Unfortunately, what typically happens in hospitals and clinics across the U.S. is far from ideal: On the way into surgery or some test or treatment, a nurse or technician slips the patient a clipboard of legalese to sign. In most cases, that piece of paper is either a vague permission slip acknowledging that the patient has been “informed” about the procedure, or it reads like a legal waiver—a laundry list of every single side effect and rare complication that could possibly go wrong. These badly written, hastily signed forms are meaningless or worse, health literacy experts say. Research consistently confirms that the flawed permission slips do not improve the patient’s understanding or safety. Nor do they protect hospitals or doctors from misguided malpractice suits.
In hopes of filling the gap, a growing number of medical centers are now turning to technology—specifically, interactive computer programs that are designed to get beyond the one-size-fits-no-one consent form. These software solutions vary widely in approach and targeted audience. Some are aimed at doctors, others at patients. Some are meant to be reviewed with a health care provider during an office visit; others can be watched with family members at home. Health researchers still debate each approach’s effectiveness. Rigorous outside testing of them has barely begun. But everyone lauds the goals these new approaches share. First, the programs aim to help make the discussion of the relative pros and cons of every invasive procedure—from angioplasty to tonsillectomy—more meaningful for the patient. Second, they aim to get doctors talking about benefits and risks much earlier in the diagnostic and treatment process so that patients can make truly informed choices about their own health care.

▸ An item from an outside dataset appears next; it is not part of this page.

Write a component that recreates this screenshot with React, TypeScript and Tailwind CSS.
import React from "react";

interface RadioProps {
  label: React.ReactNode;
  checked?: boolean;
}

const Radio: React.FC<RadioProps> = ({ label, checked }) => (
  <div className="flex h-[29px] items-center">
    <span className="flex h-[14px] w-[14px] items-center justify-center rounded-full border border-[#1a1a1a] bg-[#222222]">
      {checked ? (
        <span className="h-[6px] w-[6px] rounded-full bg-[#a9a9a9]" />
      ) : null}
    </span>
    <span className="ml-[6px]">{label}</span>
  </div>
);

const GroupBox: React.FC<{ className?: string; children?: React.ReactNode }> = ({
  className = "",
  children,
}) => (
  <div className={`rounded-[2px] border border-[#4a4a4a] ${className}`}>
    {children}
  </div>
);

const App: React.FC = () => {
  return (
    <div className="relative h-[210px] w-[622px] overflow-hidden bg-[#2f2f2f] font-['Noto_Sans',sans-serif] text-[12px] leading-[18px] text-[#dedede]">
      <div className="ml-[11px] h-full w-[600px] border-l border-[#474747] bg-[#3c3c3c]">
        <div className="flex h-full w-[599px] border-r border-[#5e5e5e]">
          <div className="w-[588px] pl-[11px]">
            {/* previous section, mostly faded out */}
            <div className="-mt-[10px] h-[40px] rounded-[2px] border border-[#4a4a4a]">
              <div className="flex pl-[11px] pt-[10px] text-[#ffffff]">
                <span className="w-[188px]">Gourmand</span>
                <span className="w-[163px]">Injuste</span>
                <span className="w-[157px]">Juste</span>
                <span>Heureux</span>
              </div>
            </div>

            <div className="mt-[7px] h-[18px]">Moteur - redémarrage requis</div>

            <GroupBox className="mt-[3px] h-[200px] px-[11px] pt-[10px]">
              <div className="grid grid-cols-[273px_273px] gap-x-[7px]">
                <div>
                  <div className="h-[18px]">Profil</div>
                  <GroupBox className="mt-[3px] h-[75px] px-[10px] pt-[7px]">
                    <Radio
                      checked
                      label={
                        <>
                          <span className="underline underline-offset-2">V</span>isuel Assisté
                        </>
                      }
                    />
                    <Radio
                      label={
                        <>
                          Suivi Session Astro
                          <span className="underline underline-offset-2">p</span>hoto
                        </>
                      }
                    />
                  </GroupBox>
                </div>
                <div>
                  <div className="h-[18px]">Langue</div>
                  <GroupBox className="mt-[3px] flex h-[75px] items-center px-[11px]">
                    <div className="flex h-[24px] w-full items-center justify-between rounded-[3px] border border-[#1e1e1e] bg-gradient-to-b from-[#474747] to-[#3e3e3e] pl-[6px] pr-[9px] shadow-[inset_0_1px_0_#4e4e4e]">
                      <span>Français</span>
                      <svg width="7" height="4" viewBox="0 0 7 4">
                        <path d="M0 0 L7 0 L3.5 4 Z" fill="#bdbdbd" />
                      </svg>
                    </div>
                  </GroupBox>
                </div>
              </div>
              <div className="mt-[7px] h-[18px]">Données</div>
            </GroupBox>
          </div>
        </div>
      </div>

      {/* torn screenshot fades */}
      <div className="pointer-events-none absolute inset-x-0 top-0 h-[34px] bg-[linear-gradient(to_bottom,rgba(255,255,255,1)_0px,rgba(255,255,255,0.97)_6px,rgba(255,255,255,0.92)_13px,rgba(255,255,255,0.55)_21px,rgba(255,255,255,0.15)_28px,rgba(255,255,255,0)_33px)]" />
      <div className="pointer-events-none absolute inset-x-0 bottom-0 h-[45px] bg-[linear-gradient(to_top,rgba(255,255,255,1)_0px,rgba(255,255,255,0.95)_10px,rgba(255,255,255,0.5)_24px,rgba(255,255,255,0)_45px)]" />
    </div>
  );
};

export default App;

Strong evidence that traditional consent forms fail to inform patients or improve their care has been growing for more than a decade, says Harlan M. Krumholz of Yale University, who studies the ways the system goes wrong. One of the most telling nationwide investigations, he says, was a review published in 2000 of 540 forms collected from 157 randomly selected U.S. hospitals by a public health team led by Melissa M. Bottrell, then at New York University and now with the U.S. Department of Veterans Affairs. Its analysis revealed a haphazard mess: Some forms were short and vague; others were long and confusing. Many contained legalistic language that muddied the decision-making character of the consent process. Only about one in four of the forms went beyond a basic description of the procedure to include common risks, benefits and alternatives.
In nearly 60 percent of the documents studied, protecting “against liability” was the rationale given for using the permission slips, according to the hospitals submitting the forms. Too often, Krumholz says, the informed consent process has deteriorated into “largely a risk management tool for hospitals—a way to try to avoid malpractice suits—instead of a way to promote good decisions. And that seems to me a real shame.”